Incidentally, in the above-described embodiment, although the hydraulic hosepipe 42 and the wire harness 46 are exemplified as the piping and the wiring connected to the equipments on the floor frame 30, it is not limited thereto, and for instance, a refrigerant piping, a hot water piping and a temperature sensor piping etc. may be applied, in case that a cabin and an automatic air conditioner (both not shown) are provided on the floor frame 30.
Further, when the floor frame 30 is tilt-up, a labor-saver using at least any way of gas pressure, hydraulic pressure, spring force, feed screw and balance weight can be used.
Thus, the tight tail revolving hydraulic excavator can be configured compact, in which the maintainability of the engine can remarkably be improved and the foot space of the operator's cab can widely be secured.

INDUSTRIAL APPLICABILITY

The present invention is useful as the tight tail revolving hydraulic excavator that can improve the maintainability of the engine and secures the wide foot space of the operator's cab.

Claims

1-3. (canceled)

4. A tight tail revolving hydraulic excavator having an engine below an operator's seat, wherein a floor frame supporting the operator's seat with a control lever disposed in a front portion thereof has a stepped portion defined by a front partition wall, an upper partition wall of the engine, and a floor plate of an operator's cab.

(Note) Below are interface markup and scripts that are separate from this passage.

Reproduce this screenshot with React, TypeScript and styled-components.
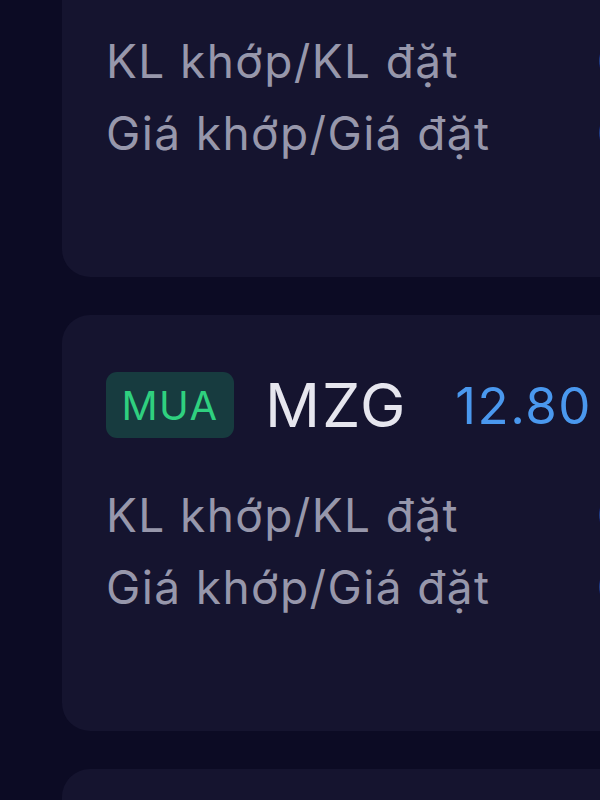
import React from "react";
import styled, { createGlobalStyle } from "styled-components";

const Global = createGlobalStyle`
  html, body {
    margin: 0;
    padding: 0;
    background: #0c0b24;
    overflow: hidden;
    width: 600px;
    height: 800px;
  }
  * { box-sizing: border-box; }
`;

const Page = styled.div`
  width: 600px;
  height: 800px;
  overflow: hidden;
  background: #0c0b24;
  font-family: Inter, "Liberation Sans", "Noto Sans", sans-serif;
`;

const List = styled.div`
  display: flex;
  flex-direction: column;
  gap: 38px;
  margin-top: -139px;
  padding-left: 62px;
`;

const Card = styled.div`
  width: 700px;
  height: 416px;
  flex-shrink: 0;
  background: #15142f;
  border-radius: 28px;
  padding: 57px 0 0 44px;
  display: flex;
  flex-direction: column;
`;

const Header = styled.div`
  display: flex;
  align-items: center;
  height: 66px;
`;

const SideBadge = styled.span<{ $side: "buy" | "sell" }>`
  display: inline-flex;
  align-items: center;
  justify-content: center;
  height: 66px;
  width: 128px;
  border-radius: 11px;
  background: ${(p) => (p.$side === "buy" ? "#173b3f" : "#3d1a2a")};
  color: ${(p) => (p.$side === "buy" ? "#2fd07f" : "#f0506a")};
  font-size: 40px;
  letter-spacing: 1.5px;
`;

const Symbol = styled.span`
  margin-left: 31px;
  font-size: 61px;
  color: #e6e6ee;
  letter-spacing: 1.8px;
`;

const Price = styled.span`
  margin-left: 48px;
  font-size: 51px;
  color: #4a98ee;
  letter-spacing: 1.5px;
`;

const Rows = styled.div`
  display: grid;
  grid-template-columns: 491px auto;
  row-gap: 17px;
  margin-top: 50px;
`;

const Label = styled.span`
  font-size: 46px;
  line-height: 55px;
  color: #9797ab;
  letter-spacing: 1.4px;
  white-space: nowrap;
`;

const Value = styled.span`
  font-size: 46px;
  line-height: 55px;
  color: #9797ab;
  letter-spacing: 1.4px;
  white-space: nowrap;
`;

type Order = { side: "buy" | "sell"; symbol: string; price: string; qty: string; match: string };

const orders: Order[] = [
  { side: "buy", symbol: "MZG", price: "12.80", qty: "0/100", match: "0/12.80" },
  { side: "buy", symbol: "MZG", price: "12.80", qty: "0/100", match: "0/12.80" },
  { side: "buy", symbol: "MZG", price: "12.80", qty: "0/100", match: "0/12.80" },
];

export default function App() {
  return (
    <Page>
      <Global />
      <List>
        {orders.map((o, i) => (
          <Card key={i}>
            <Header>
              <SideBadge $side={o.side}>{o.side === "buy" ? "MUA" : "BÁN"}</SideBadge>
              <Symbol>{o.symbol}</Symbol>
              <Price>{o.price}</Price>
            </Header>
            <Rows>
              <Label>KL khớp/KL đặt</Label>
              <Value>{o.qty}</Value>
              <Label>Giá khớp/Giá đặt</Label>
              <Value>{o.match}</Value>
            </Rows>
          </Card>
        ))}
      </List>
    </Page>
  );
}
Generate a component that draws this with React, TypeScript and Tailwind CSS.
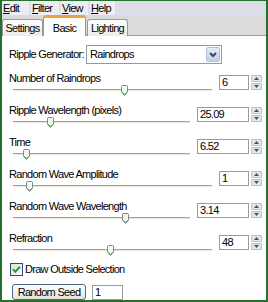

5. The tight tail revolving hydraulic excavator according to claim 4, wherein the floor frame supporting the operator's seat is elevated in a rear portion thereof about a tilt up supporting point provided in a front portion of a revolving frame of the rear end small revolving type hydraulic excavator.

6. The tight tail revolving hydraulic excavator according to claim 4, wherein a piping and a wiring connected to an equipment provided on the floor frame side are arranged so as to pass through the vicinity of an axis line of the tilt-up supporting point.

7. The tight tail revolving hydraulic excavator according to claim 5, wherein a piping and a wiring connected to an equipment provided on the floor frame side are arranged so as to pass through the vicinity of an axis line of the tilt-up supporting point.